Chief individual beneficiaries of AIG political contributions (in descending order by amount) in 2008 are:

1. Christopher J. Dodd (D-CT) 2. Barack Obama (D-IL) 3. John McCain (R-AZ) 4. Hilary Clinton (D-NY)5. Max Baucus (D-MT)

Top five recipients of Fannie Mae political contributions (1998-2008):

1. Christopher J. Dodd (D-CT) 2. Barack Obama (D-IL) 3. John Kerry (D-MA) 4. Robert F. Bennett (R-UT)5. Spencer Bachus (House, R-AL)

Barack Obama is the largest individual recipient of Fannie Mae political contributions this year, at approximately $112,000. Barack Obama’s top five institutional political supporters by campaign contributions from 2003-2008 include Goldman Sachs, JP Morgan, and Citigroup.

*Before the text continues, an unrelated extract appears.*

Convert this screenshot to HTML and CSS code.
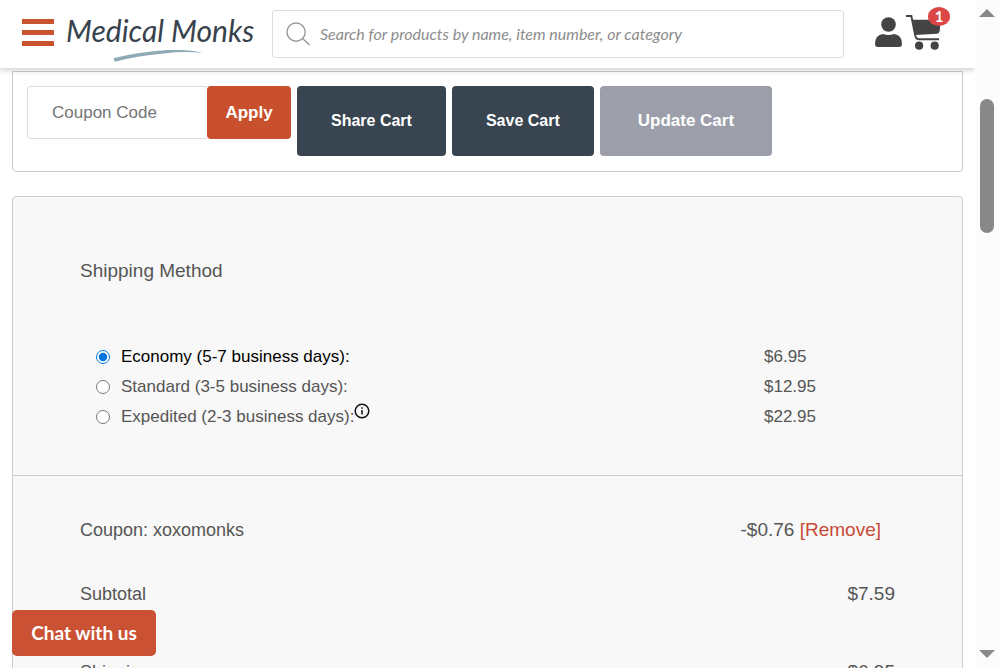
FILE: index.html
```html
<!DOCTYPE html>
<html lang="en">
<head>
<meta charset="utf-8">
<title>Cart - Medical Monks</title>
<link rel="stylesheet" href="styles.css">
</head>
<body>
<div class="page">
  <header class="header">
    <button class="menu" type="button" aria-label="Menu"><span></span><span></span><span></span></button>
    <a class="logo" href="#">
      <span class="logo-text">Medical Monks</span>
      <svg class="logo-swoosh" viewBox="0 0 90 12" aria-hidden="true"><path d="M0 8Q24 2 54 0Q74 -1 89 3Q70 1 50 3.500Q22 6 2 11.500Q-1 11 0 8Z"/></svg>
    </a>
    <form class="search">
      <svg viewBox="0 0 26 26" aria-hidden="true"><circle cx="10.5" cy="10.5" r="9.5"/><path d="M17 17l7.5 7"/></svg>
      <input type="search" aria-label="Search products" placeholder="Search for products by name, item number, or category">
    </form>
    <nav class="account">
      <a href="#" aria-label="Account"><svg class="user" viewBox="0 0 27 31"><circle cx="13.5" cy="7.5" r="7.3"/><path d="M8 17Q13.500 19 19 17Q27 18 27 27Q27 30 24 30H3Q0 30 0 27Q0 18 8 17Z"/></svg></a>
      <a class="cart" href="#" aria-label="Cart"><svg viewBox="0 0 36 36"><path class="line" d="M0 1H5.500L9.500 21Q10.500 25 13.500 25H34"/><path d="M7 5H36L34.500 17Q34 19 32 19.200L9.500 20.500Z"/><circle cx="13.500" cy="31.500" r="4.200"/><circle cx="29.500" cy="31.500" r="4.200"/></svg><span class="badge">1</span></a>
    </nav>
  </header>
  <main class="content">
    <section class="card actions">
      <form class="coupon">
        <input type="text" aria-label="Coupon Code" placeholder="Coupon Code">
        <button class="apply" type="button">Apply</button>
      </form>
      <button class="action" type="button">Share Cart</button>
      <button class="action" type="button">Save Cart</button>
      <button class="action update" type="button" disabled>Update Cart</button>
    </section>
    <section class="card totals">
      <div class="shipping">
        <h2>Shipping Method</h2>
        <ul class="methods">
          <li><input type="radio" name="ship" id="economy" checked><label for="economy">Economy (5-7 business days):</label><span class="price">$6.95</span></li>
          <li><input type="radio" name="ship" id="standard"><label for="standard">Standard (3-5 business days):</label><span class="price">$12.95</span></li>
          <li><input type="radio" name="ship" id="expedited"><label for="expedited">Expedited (2-3 business days):</label><svg class="info" viewBox="0 0 16 16" aria-hidden="true"><circle cx="8" cy="8" r="6.800"/><path d="M8 7V11.500M8 4.300V5.800"/></svg><span class="price">$22.95</span></li>
        </ul>
      </div>
      <dl class="summary">
        <div class="row discount"><dt>Coupon: xoxomonks</dt><dd>-$0.76 <a href="#">[Remove]</a></dd></div>
        <div class="row"><dt>Subtotal</dt><dd>$7.59</dd></div>
        <div class="row last"><dt>Shipping</dt><dd>$6.95</dd></div>
      </dl>
    </section>
  </main>
</div>
<div class="scrollbar" aria-hidden="true"><i class="up"></i><i class="thumb"></i><i class="down"></i></div>
<button class="chat" type="button">Chat with us</button>
</body>
</html>
```
FILE: styles.css
```css
* { box-sizing: border-box; }
body {
  margin: 0;
  height: 100vh;
  overflow: hidden;
  display: flex;
  background: #fff;
  color: #555;
  font: 18px/24px "Liberation Sans", sans-serif;
}
button, input { font: inherit; }
button { border: 0; cursor: pointer; }
a { color: inherit; text-decoration: none; }
.page { flex: 1; min-width: 0; overflow: hidden; }
.header {
  position: relative;
  z-index: 1;
  display: flex;
  align-items: center;
  height: 68px;
  padding: 0 24px 0 22px;
  background: #fff;
  box-shadow: 0 2px 6px rgba(0, 0, 0, .2);
}
.menu {
  display: flex;
  flex-direction: column;
  gap: 6px;
  width: 32px;
  padding: 0;
  margin: 0 12px 4px 0;
  background: none;
}
.menu span { height: 5px; background: #c9532f; }
.logo { position: relative; width: 206px; margin-bottom: 8px; color: #37424c; }
.logo-text { font: italic 30px/40px Lato, sans-serif; white-space: nowrap; }
.logo-swoosh { position: absolute; left: 48px; top: 40px; width: 90px; fill: #8eaab6; }
.search {
  flex: 1;
  display: flex;
  align-items: center;
  height: 48px;
  padding: 0 13px;
  gap: 9px;
  border: 1px solid #ddd;
  border-radius: 3px;
}
.search svg { width: 25px; flex: none; fill: none; stroke: #999; stroke-width: 1.5; }
.search input {
  flex: 1;
  min-width: 0;
  padding: 0;
  border: 0;
  outline: 0;
  background: none;
  font: italic 16px/24px Lato, sans-serif;
}
.search input::placeholder { color: #8c8c8c; opacity: 1; }
.account { display: flex; align-items: center; gap: 4px; margin: 0 1px 4px 31px; color: #444; }
.account a { display: block; }
.account svg { display: block; fill: currentColor; }
.user { width: 27px; }
.cart { position: relative; width: 44px; }
.cart svg { width: 35px; }
.cart .line { fill: none; stroke: currentColor; stroke-width: 2; }
.badge {
  position: absolute;
  right: 0;
  top: -8px;
  width: 22px;
  height: 19px;
  border-radius: 50%;
  background: #dc4646;
  color: #fff;
  font: bold 15px/19px Lato, sans-serif;
  text-align: center;
}
.content { padding: 3px 12px 0; }
.card { border: 1px solid #ccc; border-radius: 4px; }
.actions {
  display: flex;
  align-items: flex-start;
  gap: 6px;
  padding: 14px;
  height: 101px;
  border-radius: 0 0 4px 4px;
}
.coupon { display: flex; height: 53px; }
.coupon input {
  width: 180px;
  padding: 0 24px;
  border: 1px solid #ddd;
  border-right: 0;
  border-radius: 4px 0 0 4px;
  font-size: 17px;
}
.coupon input::placeholder { color: #757575; }
.apply, .action {
  border-radius: 4px;
  color: #fff;
  font: bold 17px/24px "Liberation Sans", sans-serif;
}
.apply { width: 84px; background: #c9502d; }
.action { height: 70px; padding: 0 34px; background: #38444f; font-size: 16px; }
.update { padding: 0 38px; background: #9c9faa; font-size: 17px; }
.totals { margin-top: 24px; background: #f8f8f8; }
.shipping { padding: 62px 67px 43px; border-bottom: 1px solid #ccc; }
h2 { margin: 0 0 59px; font: inherit; font-size: 19px; }
.methods { margin: 0; padding: 0 0 0 16px; list-style: none; font-size: 17px; }
.methods li { display: flex; align-items: center; height: 30px; }
.methods input { width: 14px; height: 14px; margin: 0 11px 0 0; accent-color: #0075e0; }
.methods input:checked + label { color: #000; }
.info { width: 16px; margin: -12px 0 0 0; fill: none; stroke: #111; stroke-width: 1.5; }
.price { width: 51px; margin: 0 80px 0 auto; }
.summary { margin: 0; padding: 22px 67px; height: 240px; }
.row { display: flex; justify-content: space-between; align-items: center; height: 64px; }
.row dd { margin: 0; font-size: 19px; }
.discount dd { margin-right: 14px; }
.discount a { color: #c74936; }
.last { height: 92px; }
.scrollbar {
  display: flex;
  flex-direction: column;
  align-items: center;
  width: 24px;
  padding: 9px 0 10px;
  background: #fcfcfc;
}
.up, .down { border: 8px solid transparent; }
.up { border-top: 0; border-bottom-color: #888; }
.down { border-bottom: 0; border-top-color: #888; margin-top: auto; }
.thumb { width: 14px; height: 134px; margin-top: 82px; border-radius: 7px; background: #888; }
.chat {
  position: fixed;
  z-index: 2;
  left: 12px;
  bottom: 12px;
  width: 144px;
  height: 46px;
  padding: 0;
  border-radius: 5px;
  background: #cb5135;
  color: #fff;
  font: bold 19px/24px Lato, sans-serif;
}
```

John McCain has received approximately $16,400 from Fannie Mae and Freddie Mac this year. John McCain’s top five institutional political supporters by campaign contributions from 2003-2008 include Merrill Lynch, Citigroup, Goldman Sachs, and Morgan Stanley.

VP candidate Joe Biden (D-DE) has received approximately $500 from a Freddie Mac associate and is sixth on the list for AIG political contributions. VP candidate Sarah Palin has apparently received no political funding from Freddie Mac or Fannie Mae.